Two sculptors, Lars Wilhelm and Hendrikje Ring, who also happen to be amateur archeologists, came upon the badger sett, or den, near where they had been planning to exhibit some of their work.
"We spotted a pelvic bone that had been dug up, it was clearly human," Ring told Spiegel Online. "It wasn't exactly surprising to us because a whole field of ancient graves had been found on the other side of the road in the 1960s.
“So we pushed a camera into the badger's sett and took photos by remote control.
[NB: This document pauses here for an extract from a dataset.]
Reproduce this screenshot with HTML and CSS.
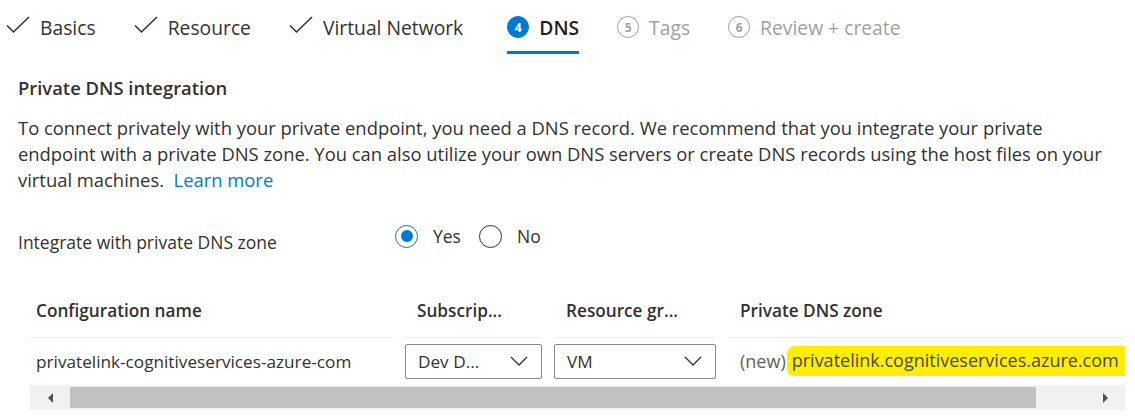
FILE: index.html
```html
<!DOCTYPE html>
<html lang="en">
<head>
<meta charset="utf-8">
<title>Create a private endpoint - DNS</title>
<link rel="stylesheet" href="styles.css">
</head>
<body>
<nav class="tabs">
  <div class="tab done">
    <svg class="check" viewBox="0 0 24 18" width="24" height="18"><path d="M1 9.5 L7.5 16 L23 1" fill="none" stroke="#323130" stroke-width="1.6"/></svg>
    <span>Basics</span>
  </div>
  <div class="tab done">
    <svg class="check" viewBox="0 0 24 18" width="24" height="18"><path d="M1 9.5 L7.5 16 L23 1" fill="none" stroke="#323130" stroke-width="1.6"/></svg>
    <span>Resource</span>
  </div>
  <div class="tab done">
    <svg class="check" viewBox="0 0 24 18" width="24" height="18"><path d="M1 9.5 L7.5 16 L23 1" fill="none" stroke="#323130" stroke-width="1.6"/></svg>
    <span>Virtual Network</span>
  </div>
  <div class="tab active">
    <span class="num">4</span>
    <span>DNS</span>
  </div>
  <div class="tab todo">
    <span class="num">5</span>
    <span>Tags</span>
  </div>
  <div class="tab todo">
    <span class="num">6</span>
    <span>Review + create</span>
  </div>
</nav>

<section class="content">
  <h2 class="heading">Private DNS integration</h2>
  <p class="desc">To connect privately with your private endpoint, you need a DNS record. We recommend that you integrate your private endpoint with a private DNS zone. You can also utilize your own DNS servers or create DNS records using the host files on your virtual machines.&nbsp; <a href="#" class="link">Learn more</a></p>

  <div class="field">
    <span class="field-label">Integrate with private DNS zone</span>
    <div class="radios">
      <label class="radio checked"><span class="dot"></span>Yes</label>
      <label class="radio"><span class="dot"></span>No</label>
    </div>
  </div>

  <div class="grid">
    <div class="th first">Configuration name</div>
    <div class="th">Subscrip...</div>
    <div class="th">Resource gr...</div>
    <div class="th">Private DNS zone</div>

    <div class="td first">privatelink-cognitiveservices-azure-com</div>
    <div class="td ctl"><div class="select"><span>Dev D...</span><svg viewBox="0 0 18 10" width="18" height="10"><path d="M1 1 L9 9 L17 1" fill="none" stroke="#323130" stroke-width="1.3"/></svg></div></div>
    <div class="td ctl"><div class="select"><span>VM</span><svg viewBox="0 0 18 10" width="18" height="10"><path d="M1 1 L9 9 L17 1" fill="none" stroke="#323130" stroke-width="1.3"/></svg></div></div>
    <div class="td zone"><span class="new">(new)</span><span class="mark">privatelink.cognitiveservices.azure.com</span></div>
  </div>

  <div class="hscroll">
    <span class="arrow left"></span>
    <div class="track"><div class="thumb"></div></div>
    <span class="arrow right"></span>
  </div>
</section>
</body>
</html>
```

FILE: styles.css
```css
* { box-sizing: border-box; }

body {
  margin: 0;
  background: #ffffff;
  color: #323130;
  font-family: "Segoe UI", "Open Sans", "Noto Sans", sans-serif;
  overflow: hidden;
}

.tabs {
  display: flex;
  align-items: stretch;
  gap: 38px;
  padding-left: 6px;
  height: 54px;
}

.tab {
  display: flex;
  align-items: center;
  gap: 10px;
  font-size: 19.3px;
  padding-top: 3px;
  border-bottom: 3px solid transparent;
  color: #323130;
  white-space: nowrap;
}

.tab.active {
  margin-left: 6px;
  border-bottom-color: #0078d4;
  color: #201f1e;
  font-weight: 600;
}

.tab.todo { color: #a19f9d; }

.check { display: block; margin-top: -4px; }

.num {
  width: 22px;
  height: 22px;
  border-radius: 50%;
  display: flex;
  align-items: center;
  justify-content: center;
  font-size: 12px;
  font-weight: 700;
  border: 1.5px solid #a19f9d;
  color: #a19f9d;
}

.tab.active .num {
  background: #0078d4;
  border-color: #0078d4;
  color: #ffffff;
}

.content { padding: 0 0 0 18px; }

.heading {
  margin: 20px 0 0;
  font-size: 18.4px;
  font-weight: 600;
  line-height: 28px;
  color: #323130;
}

.desc {
  margin: 13px 0 0;
  font-size: 18.4px;
  line-height: 26px;
  max-width: 1100px;
  color: #323130;
}

.link { color: #0078d4; text-decoration: none; }

.field {
  display: flex;
  align-items: center;
  margin-top: 28px;
  height: 34px;
}

.field-label { width: 377px; font-size: 17.5px; padding-top: 8px; }

.radios { display: flex; gap: 18px; margin-top: -4px; }

.radio {
  display: flex;
  align-items: center;
  gap: 15px;
  font-size: 17.5px;
}

.dot {
  width: 23px;
  height: 23px;
  border-radius: 50%;
  border: 1.5px solid #323130;
  display: flex;
  align-items: center;
  justify-content: center;
}

.radio.checked .dot { border-color: #0078d4; }
.radio.checked .dot::after {
  content: "";
  width: 12px;
  height: 12px;
  border-radius: 50%;
  background: #0078d4;
}

.grid {
  margin: 28px 0 0 12px;
  width: 1095px;
  display: grid;
  grid-template-columns: 363px 137px 162px 1fr;
  column-gap: 12px;
  font-size: 17.2px;
  overflow: hidden;
}

.th {
  font-weight: 600;
  height: 55px;
  display: flex;
  align-items: center;
  padding-left: 12px;
  border-bottom: 1px solid #edebe9;
  white-space: nowrap;
}

.th.first { padding-left: 6px; }

.td {
  height: 46px;
  display: flex;
  align-items: center;
  white-space: nowrap;
}

.td.first { padding-left: 6px; }
.td.zone {
  padding-left: 12px;
  overflow: hidden;
  color: #605e5c;
  font-size: 18px;
}

.select {
  width: 100%;
  height: 35px;
  border: 1px solid #8a8886;
  border-radius: 2px;
  display: flex;
  align-items: center;
  justify-content: space-between;
  padding: 0 13px 0 12px;
  color: #323130;
}

.new { color: #605e5c; margin-right: 1px; }

.mark {
  background: #ffee00;
  color: #4a4a48;
  padding: 2px 20px 4px 5px;
  border-radius: 8px 2px 10px 6px;
}

.hscroll {
  margin: 1px 0 0 12px;
  width: 1095px;
  height: 25px;
  background: #f1f1f1;
  display: flex;
  align-items: center;
}

.arrow { width: 40px; display: flex; justify-content: center; }
.arrow.left::before {
  content: "";
  border-top: 5px solid transparent;
  border-bottom: 5px solid transparent;
  border-right: 5px solid #505050;
}
.arrow.right::before {
  content: "";
  border-top: 5px solid transparent;
  border-bottom: 5px solid transparent;
  border-left: 5px solid #505050;
}

.track { flex: 1; height: 21px; }
.thumb { width: 966px; height: 21px; background: #c1c1c1; }
```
We found pieces of jewelry, retrieved them and contacted the authorities," Ring said.
Archeologists eventually dug up eight graves from the first half of the 12th century at the site, including two containing skeletons of Slavic chieftains and an array of artifacts: a sword, bronze bowls and a belt buckle.
"We hadn't found graves like that in Brandenburg before, so it's an important discovery," said Thomas Kersting, an archeologist at the Brandenburg Department for Monument Protection.
The badger hasn’t returned to the site of the discovery, but does get credit for the find. "This doesn't make him an archeologist, but he's the one who discovered it," said Lars Wilhelm, who received an honorary award for services to archeology in Brandenburg.